# Initial file download

In [2]:
import torch
import ssl
import os
import pandas as pd
from openimages.download import download_dataset
from utils.file_utils import extract_specific_files_for_classes, combine_directories, delete_images_without_masks, read_annotations

In [3]:
ssl._create_default_https_context = ssl._create_unverified_context

torch.hub.set_dir(d = "C:\\Users\\Ugne\\torch\\hub")

data_dir = "images"
device = "cuda"
classes =  ["Person", "Skyscraper", "Car"]

class_mapping = {'Skyscraper': 1, 'Car': 2, 'Person': 3}

def get_dir_for_class(class_name, masks_or_images="images"):
    return data_dir+"/"+class_name.lower()+"/"+masks_or_images

download_dirs = [get_dir_for_class(c) for c in classes]+["images/all"]

In [None]:
if not os.path.exists(data_dir):
    os.makedirs(data_dir)

download_dataset(data_dir, classes, limit=1000)

In [9]:
all_label_names = pd.read_csv(data_dir+'\class-descriptions-boxable.csv', names = ["label_name", "class"])
class_label_names = all_label_names[all_label_names["class"].isin(classes)]

all_annotations = pd.concat([read_annotations(dataset_type=t) for t in ["train", "validation", "test"]])
annotations = all_annotations.merge(class_label_names, how = "inner", left_on = "LabelName", right_on="label_name")

validation_test_annotations = annotations[annotations["type"].isin(["validation", "test"])]
validation_test_annotations["for_download"] = validation_test_annotations["type"]+"/"+validation_test_annotations["ImageID"]

validation_test_annotations[["for_download"]].to_csv("validation_test_list.txt", header=False, index=False)

In [None]:
!python downloader.py validation_test_list.txt --download_folder="images/all" --num_processes=5

In [None]:
downloaded_images = sum([os.listdir(d) for d in download_dirs], [])
downloaded_image_ids = [i.replace(".jpg", "") for i in downloaded_images]

downloaded_annotations = annotations[annotations["ImageID"].isin(downloaded_image_ids)]
downloaded_annotations["ImageID_first_character"] = downloaded_annotations["ImageID"].str.slice(0, 1)

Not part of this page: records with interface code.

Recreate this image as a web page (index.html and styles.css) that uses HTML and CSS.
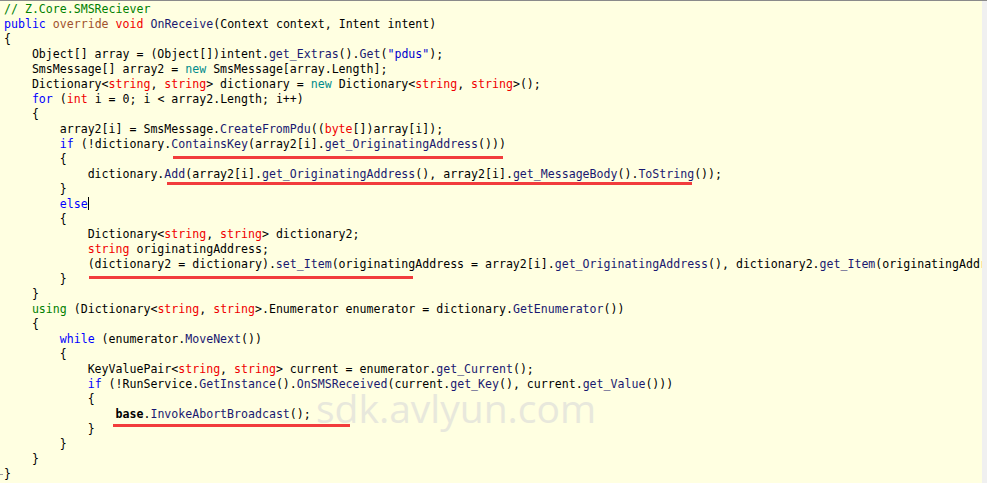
FILE: index.html
```html
<!DOCTYPE html>
<html>
<head>
<meta charset="utf-8">
<link rel="stylesheet" href="styles.css">
</head>
<body>
<div class="screen">
  <div class="editor">
<pre class="code"><span class="c">// Z.Core.SMSReciever</span>
<span class="k">public</span> <span class="m">override</span> <span class="t">void</span> <span class="f">OnReceive</span>(Context context, Intent intent)
{
    Object[] array = (Object[])intent.<span class="f">get_Extras</span>().<span class="f">Get</span>(<span class="s">"pdus"</span>);
    SmsMessage[] array2 = <span class="n">new</span> SmsMessage[array.Length];
    Dictionary&lt;<span class="t">string</span>, <span class="t">string</span>&gt; dictionary = <span class="n">new</span> Dictionary&lt;<span class="t">string</span>, <span class="t">string</span>&gt;();
    <span class="k">for</span> (<span class="t">int</span> i = 0; i &lt; array2.Length; i++)
    {
        array2[i] = SmsMessage.<span class="f">CreateFromPdu</span>((<span class="t">byte</span>[])array[i]);
        <span class="k">if</span> (!dictionary.<span class="f">ContainsKey</span>(array2[i].<span class="f">get_OriginatingAddress</span>()))
        {
            dictionary.<span class="f">Add</span>(array2[i].<span class="f">get_OriginatingAddress</span>(), array2[i].<span class="f">get_MessageBody</span>().<span class="f">ToString</span>());
        }
        <span class="k">else</span><span class="caret"></span>
        {
            Dictionary&lt;<span class="t">string</span>, <span class="t">string</span>&gt; dictionary2;
            <span class="t">string</span> originatingAddress;
            (dictionary2 = dictionary).<span class="f">set_Item</span>(originatingAddress = array2[i].<span class="f">get_OriginatingAddress</span>(), dictionary2.<span class="f">get_Item</span>(originatingAddress));
        }
    }
    <span class="g">using</span> (Dictionary&lt;<span class="t">string</span>, <span class="t">string</span>&gt;.Enumerator enumerator = dictionary.<span class="f">GetEnumerator</span>())
    {
        <span class="k">while</span> (enumerator.<span class="f">MoveNext</span>())
        {
            KeyValuePair&lt;<span class="t">string</span>, <span class="t">string</span>&gt; current = enumerator.<span class="f">get_Current</span>();
            <span class="k">if</span> (!RunService.<span class="f">GetInstance</span>().<span class="f">OnSMSReceived</span>(current.<span class="f">get_Key</span>(), current.<span class="f">get_Value</span>()))
            {
                <span class="b">base</span>.<span class="f">InvokeAbortBroadcast</span>();
            }
        }
    }
<span class="fold"></span>}</pre>
    <div class="mark mark-1"></div>
    <div class="mark mark-2"></div>
    <div class="mark mark-3"></div>
    <div class="mark mark-4"></div>
    <div class="watermark">sdk.avlyun.com</div>
  </div>
  <div class="strip"></div>
</div>
</body>
</html>
```
FILE: styles.css
```css
html, body {
  margin: 0;
  padding: 0;
  width: 987px;
  height: 483px;
  overflow: hidden;
  background: #ffffe1;
}

.screen {
  display: flex;
  width: 987px;
  height: 483px;
  border-top: 1px solid #8a8a8a;
  box-sizing: border-box;
}

.editor {
  position: relative;
  flex: 1;
  background: #ffffe1;
  overflow: hidden;
}

.strip {
  width: 5px;
  background: #f0f0f0;
}

.code {
  margin: 0;
  padding: 1px 0 0 4px;
  font-family: "DejaVu Sans Mono", "Liberation Mono", monospace;
  font-size: 11.58px;
  line-height: 15px;
  color: #000;
  white-space: pre;
}

.c { color: #008000; }
.k { color: #0000ff; }
.m { color: #a0522d; }
.t { color: #f00000; }
.n { color: #008b8b; }
.g { color: #008000; }
.f { color: #191970; }
.s { color: #0000cd; }
.b { font-weight: bold; color: #000; }

.caret {
  display: inline-block;
  width: 1px;
  height: 13px;
  background: #000;
  vertical-align: -2px;
}

.fold {
  display: inline-block;
  width: 3px;
  height: 1px;
  background: #9a9a9a;
  margin-left: -4px;
  margin-right: 1px;
  vertical-align: middle;
}

.mark {
  position: absolute;
  height: 3px;
  background: #f23c3c;
}
.mark-1 { left: 173px; top: 155px; width: 330px; }
.mark-2 { left: 167px; top: 181px; width: 525px; }
.mark-3 { left: 89px; top: 275px; width: 324px; }
.mark-4 { left: 113px; top: 423px; width: 237px; }

.watermark {
  position: absolute;
  left: 316px;
  top: 387px;
  font-family: "Open Sans", "Liberation Sans", sans-serif;
  font-weight: 400;
  font-size: 39px;
  line-height: 1;
  color: #e8e8dc;
  pointer-events: none;
}
```
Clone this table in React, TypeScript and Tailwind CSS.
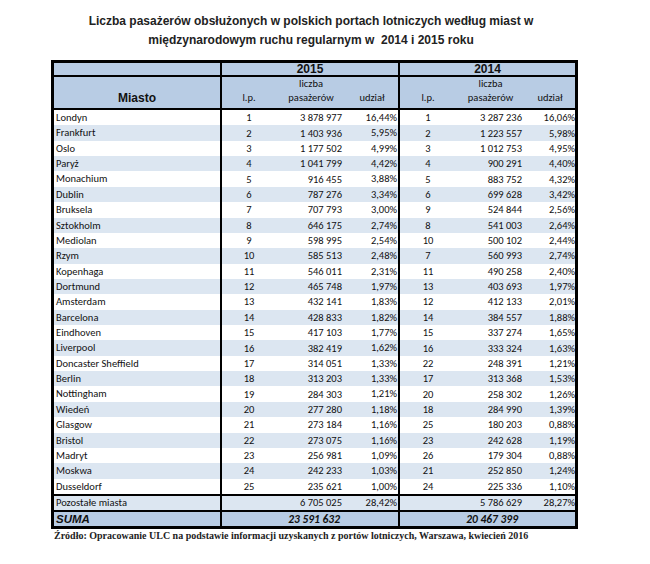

downloaded_annotations.to_csv("downloaded_annotations.csv", index=False)

In [None]:
zip_file_groups = set(downloaded_annotations["ImageID_first_character"])

extract_specific_files_for_classes(annotation_df = downloaded_annotations, classes = classes, groups = zip_file_groups)
extract_specific_files_for_classes(annotation_df = downloaded_annotations, classes = classes, groups = zip_file_groups, zip_prefix = "validation-masks-")
extract_specific_files_for_classes(annotation_df = downloaded_annotations, classes = classes, groups = zip_file_groups, zip_prefix = "test-masks-")

In [None]:
masks_per_image = downloaded_annotations.groupby(["ImageID"], as_index=False)\
    .agg(masks = ("MaskPath", "nunique"), unique_classes = ("LabelName", "nunique"))\
    .sort_values(by = "unique_classes", ascending=False)

masks_per_image

In [None]:
target_dir = "images\\all"

combine_directories(download_dirs, target_dir)

delete_images_without_masks(images_dir = target_dir, classes=classes)